Takahiro Yabe

My research develops tools and models for analyzing large-scale human behavior data to better understand collective social dynamics during disruptions, and to improve the resilience of communities and cities to urban shocks (e.g., disasters, pandemics, and disruptive technology). My recent works have focused on modeling the resilience of complex urban sociotechnical systems to natural hazards [PNAS, Sustainable Cities and Society], human behavior analysis during and after disasters and pandemics [CEUS, Sci. Rep.], quantifying the long-term dynamics of diversity in urban encounters in cities [arXiv], and geospatial AI methods for transferring urban dynamics across cities [ACM KDD, Nature Machine Intelligence]. My research lies in the intersections of civil engineering, computational social science, network science, and urban informatics.

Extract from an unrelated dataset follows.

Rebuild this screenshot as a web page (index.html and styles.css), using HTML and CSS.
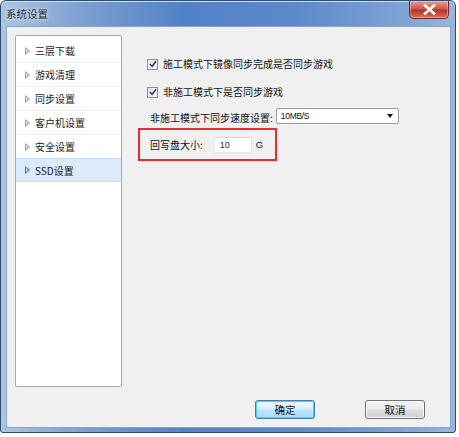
FILE: index.html
```html
<!DOCTYPE html>
<html lang="zh">
<head>
<meta charset="utf-8">
<title>系统设置</title>
<link rel="stylesheet" href="styles.css">
</head>
<body>
<div class="window">
  <div class="titlebar">
    <span class="title">系统设置</span>
    <div class="close"><svg width="13" height="11" viewBox="0 0 13 11"><path d="M2 1.5 L11 9.5 M11 1.5 L2 9.5" stroke="#fff" stroke-width="2.6" stroke-linecap="square" fill="none"/></svg></div>
  </div>
  <div class="client">
    <div class="main">
      <ul class="nav">
        <li class="item"><span class="tri"></span>三层下载</li>
        <li class="item"><span class="tri"></span>游戏清理</li>
        <li class="item"><span class="tri"></span>同步设置</li>
        <li class="item"><span class="tri"></span>客户机设置</li>
        <li class="item"><span class="tri"></span>安全设置</li>
        <li class="item selected"><span class="tri"></span>SSD设置</li>
      </ul>
      <div class="content">
        <label class="check row1"><span class="box"><svg width="8" height="8" viewBox="0 0 9 9"><path d="M1 4.5 L3.5 7 L8 1.5" stroke="#21437a" stroke-width="1.9" fill="none"/></svg></span>施工模式下镜像同步完成是否同步游戏</label>
        <label class="check row2"><span class="box"><svg width="8" height="8" viewBox="0 0 9 9"><path d="M1 4.5 L3.5 7 L8 1.5" stroke="#21437a" stroke-width="1.9" fill="none"/></svg></span>非施工模式下是否同步游戏</label>
        <div class="speed">
          <span class="lbl">非施工模式下同步速度设置:</span>
          <div class="select"><span>10MB/S</span><span class="arrow"></span></div>
        </div>
        <div class="redbox">
          <span class="lbl">回写盘大小:</span>
          <div class="input">10</div>
          <span class="unit">G</span>
        </div>
      </div>
    </div>
    <div class="footer">
      <button class="btn primary">确定</button>
      <button class="btn">取消</button>
    </div>
  </div>
</div>
</body>
</html>
```
FILE: styles.css
```css
* { box-sizing: border-box; }
html, body { margin: 0; padding: 0; background: #fff; }
body {
  font-family: "Noto Sans CJK SC", "Noto Sans", sans-serif;
  font-size: 10px;
  color: #111;
  width: 459px;
  height: 437px;
  overflow: hidden;
}
.window {
  width: 456px;
  height: 433px;
  border: 1px solid #2d4a72;
  border-radius: 6px 6px 3px 3px;
  padding: 0 4px 5px 5px;
  display: flex;
  flex-direction: column;
  background:
    linear-gradient(90deg, #afc5de 0%, #7c9fd0 18%, #5282c6 40%, #5c89ca 65%, #7ea2d4 88%, #9ab6dc 100%);
  box-shadow: inset 0 1px 0 #d4e3f4;
}
.titlebar {
  height: 25px;
  flex: none;
  display: flex;
  align-items: flex-start;
  justify-content: space-between;
}
.title {
  margin-top: 6px;
  color: #0e1c30;
  font-size: 10.5px;
  line-height: 14px;
  text-shadow: 0 0 4px #e6f0fb, 0 0 2px #e6f0fb;
}
.close {
  width: 40px;
  height: 18px;
  margin-right: 2px;
  border: 1px solid #6b2a2a;
  border-top: none;
  border-radius: 0 0 5px 5px;
  background: linear-gradient(180deg, #e3a096 0%, #d0584c 45%, #b8362b 55%, #d8705c 100%);
  display: flex;
  align-items: center;
  justify-content: center;
  box-shadow: inset 0 0 0 1px rgba(255,255,255,0.35);
}
.client {
  flex: 1;
  background: #f0f0f0;
  border: 1px solid #8aa4c6;
  padding: 8px 0 8px 8px;
  display: flex;
  flex-direction: column;
}
.main {
  display: flex;
  height: 352px;
  flex: none;
}
.nav {
  list-style: none;
  margin: 0;
  padding: 3px 0 0 0;
  width: 107px;
  background: #fff;
  border: 1px solid #a3a8ae;
  border-radius: 2px;
}
.item {
  height: 24px;
  border-bottom: 1px solid #eef1f5;
  display: flex;
  align-items: center;
  padding-left: 9px;
  color: #1a1a1a;
  font-size: 10px;
}
.tri {
  width: 0;
  height: 0;
  border-top: 4px solid transparent;
  border-bottom: 4px solid transparent;
  border-left: 5px solid #9a9a9a;
  margin-right: 5px;
  position: relative;
}
.tri::after {
  content: "";
  position: absolute;
  left: -4px;
  top: -2px;
  border-top: 2px solid transparent;
  border-bottom: 2px solid transparent;
  border-left: 2.5px solid #fff;
}
.selected {
  background: #dcebfb;
  border-top: 1px solid #c6ddf5;
  border-bottom: 1px solid #c6ddf5;
  height: 24px;
  margin-top: -1px;
}
.selected .tri { border-left-color: #3e7bd6; }
.selected .tri::after { border-left-color: #dcebfb; }
.content {
  flex: 1;
  padding-left: 16px;
  display: flex;
  flex-direction: column;
  align-items: flex-start;
}
.check {
  display: flex;
  align-items: center;
  height: 14px;
  line-height: 14px;
  padding-left: 9px;
}
.row1 { margin-top: 22px; }
.row2 { margin-top: 14px; }
.box {
  width: 11px;
  height: 11px;
  border: 1px solid #8e8f8f;
  background: linear-gradient(135deg, #dcdcdc, #fbfbfb);
  margin-right: 5px;
  display: flex;
  align-items: center;
  justify-content: center;
  box-shadow: inset 0 0 0 1px #f4f4f4;
}
.speed {
  margin-top: 9px;
  display: flex;
  align-items: center;
  height: 16px;
  padding-left: 12px;
}
.lbl { line-height: 14px; margin-top: 3px; }
.select {
  margin-left: 3px;
  width: 123px;
  height: 16px;
  background: #fff;
  border: 1px solid #9a9a9a;
  border-radius: 2px;
  display: flex;
  align-items: center;
  justify-content: space-between;
  padding: 0 5px 0 4px;
  font-family: "Liberation Sans", sans-serif;
  font-size: 8.5px;
  letter-spacing: -0.3px;
}
.arrow {
  width: 0;
  height: 0;
  border-left: 3.5px solid transparent;
  border-right: 3.5px solid transparent;
  border-top: 4px solid #111;
}
.redbox {
  margin-top: 4px;
  width: 139px;
  height: 33px;
  border: 2px solid #e92b2b;
  display: flex;
  align-items: center;
  padding-left: 10px;
}
.redbox .lbl { margin-top: 0; }
.input {
  margin-left: 11px;
  width: 38px;
  height: 16px;
  background: #fff;
  border: 1px solid #e6e6e6;
  border-top-color: #d8d8d8;
  font-family: "Liberation Sans", sans-serif;
  font-size: 9px;
  color: #2a2a5a;
  line-height: 14px;
  padding-left: 5px;
}
.unit {
  margin-left: 4px;
  font-family: "Liberation Sans", sans-serif;
  font-size: 9.5px;
}
.footer {
  margin-top: 13px;
  display: flex;
  padding-left: 240px;
}
.btn {
  font-family: "Noto Sans CJK SC", sans-serif;
  font-size: 10.5px;
  color: #111;
  width: 60px;
  height: 19px;
  padding: 0;
  border: 1px solid #707070;
  border-radius: 3px;
  background: linear-gradient(180deg, #f2f2f2 0%, #ebebeb 45%, #dddddd 55%, #cfcfcf 100%);
  box-shadow: inset 0 0 0 1px #fbfbfb;
  line-height: 15px;
}
.btn + .btn { margin-left: 50px; }
.primary {
  border-color: #3c7fb1;
  background: linear-gradient(180deg, #eaf6fd 0%, #d9f0fc 45%, #bee6fd 55%, #a7d9f5 100%);
  box-shadow: inset 0 0 0 1px #48d0f8;
}
```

I am a Postdoc at the MIT Institute for Data, Systems, and Society (IDSS) and Media Lab mentored by Alex ‘Sandy’ Pentland and Esteban Moro. I received my Ph.D. from Purdue University, advised by Satish V. Ukkusuri (Civil Engineering) and Seungyoon Lee (Communication). Prior to that, I obtained my Masters and Bachelor Degrees from the University of Tokyo, advised by Yoshihide Sekimoto (Urban Informatics). I am also passionate in transforming my research to help policy making. I was a Data Science Consultant for the World Bank, working on human mobility data analytics for urban disaster risk management and transportation resilience modeling.